In one of his final press appearances as mayor of New York City, Michael Bloomberg sealed the deal Thursday on one of his most ambitious urban endeavors: Cornell NYC Tech, a $2-billion science and technology campus designed by a cast of architectural heavyweights including Morphosis Architects and Weiss/Manfredi, to put New York City at the forefront of the tech industry.
Surrounded by officials in City Hall’s Blue Room, Bloomberg and Cornell president David Skorton signed a 99-year lease agreement for a 12-acre swath of prime real estate on Roosevelt Island, a two-mile-long islet in the East River.
“Our goal has been to make New York City the global capital of technological innovation and this new campus on Roosevelt Island is a central part of our strategy for achieving it,” the mayor said.
The event marked two years since the announcement that Cornell Tech—a partnership between Cornell University and Technion–Israel Institute of Technology—was selected as the winner of Applied Sciences NYC. The initiative, launched in 2010 by the Bloomberg Administration, aimed to attract and build a graduate-level technology campus to compete with Stanford-seeded Silicon Valley.
“The competition arose out of conversations that we had with leaders across a diverse range of New York industries,” Bloomberg said. “All of those conversations had a common refrain and that was to keep our companies and our city competitive we need more engineers and computer scientists.”
The Cornell Tech campus will occupy an area south of where the Queensboro Bridge cuts across the island, the current site of Coler-Goldwater Specialty Hospital and Nursing Facility (displaced residents of the chronic care facility will be relocated to a new care hospital in Harlem).
The 2 million-square-foot campus breaks ground in January and is expected to open in 2017. The entire school will be completed in 2043.
Earlier Thursday at an event space in Manhattan with views of the future site, Cornell Tech hosted a panel discussion with planners and architects.
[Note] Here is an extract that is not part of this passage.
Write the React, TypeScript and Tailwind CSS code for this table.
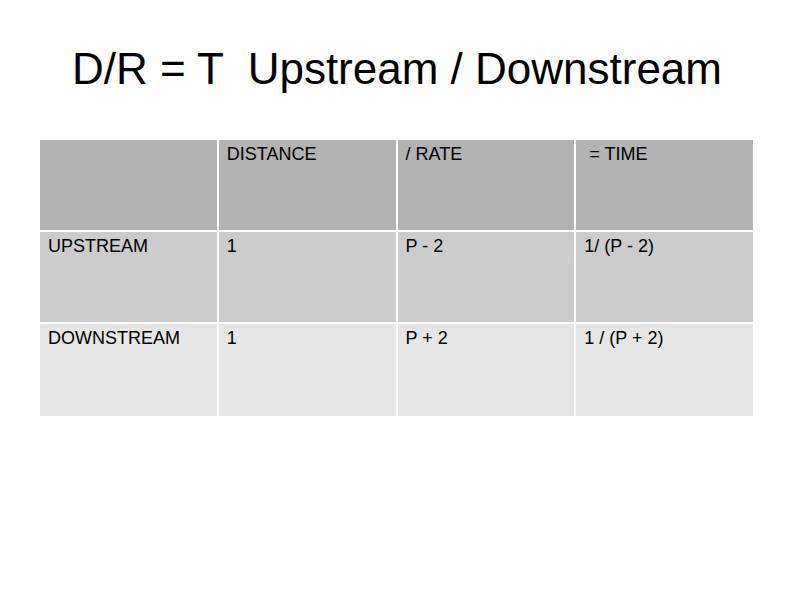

The institution also unveiled a series of architectural renderings of the three anchor buildings.
Flexibility took precedence in all of the designs—from campus buildings to the landscape.
“A corridor is no longer a corridor, it’s an interaction space,” said Prizker Prize-winning architect Thom Mayne, whose firm Morphosis is designing the campus’ main research building. Designed to be net-zero energy, Mayne says the four-story structure includes a series of flexible spaces and a 350-foot “galleria” studded with meeting pods. The open space stretches the length of the building to encourage informal meeting between students.
New York-based firm Weiss/Manfredi (with Forest City Ratner as a developer) is designing the adjacent Corporate Co-Location Building. The seven-story research and development center, which was inspired by the loft-like spaces prevalent in start-up work environments, will concentrate students “in one crystalline petri dish,” said partner Marion Weiss.
“We want to make a kind of architecture that is actually inefficient, that allows people to slow down, talk to one another, and see what their colleagues are doing,” said partner Michael Manfredi. “We want to make some architectural sparks fly.”
Even the landscaping will follow a flexible plan. “Architects have big elbows,” James Corner, principal at James Corner Field Operations said. His firm’s adaptable plan, designed with Skidmore, Owings, and Merrill, will have no gates, fences, or walls in an effort to seem welcoming to the community. A residential complex by Handel Architects and Hudson and Related (colloquially dubbed “Tech Res” by the Cornell Tech team) will include 350 housing units for graduate students, post-doctorate students, and faculty members.
The occasion was a Bloomberg victory lap, whose 12-year-long reign brought sweeping changes to the city’s economy and built environment. The mayor said the new campus is projected to bring in more than $33 billion in economic activity, launch 1,000 new businesses, and generate 48,000 jobs.
“Somebody asked me what happens after 99 years [when the lease is up] and I didn’t want to be blasé or a wiseass about it, but I did think to myself, ‘I don’t care,’” Bloomberg joked. “Hopefully whoever’s around then will figure it out.”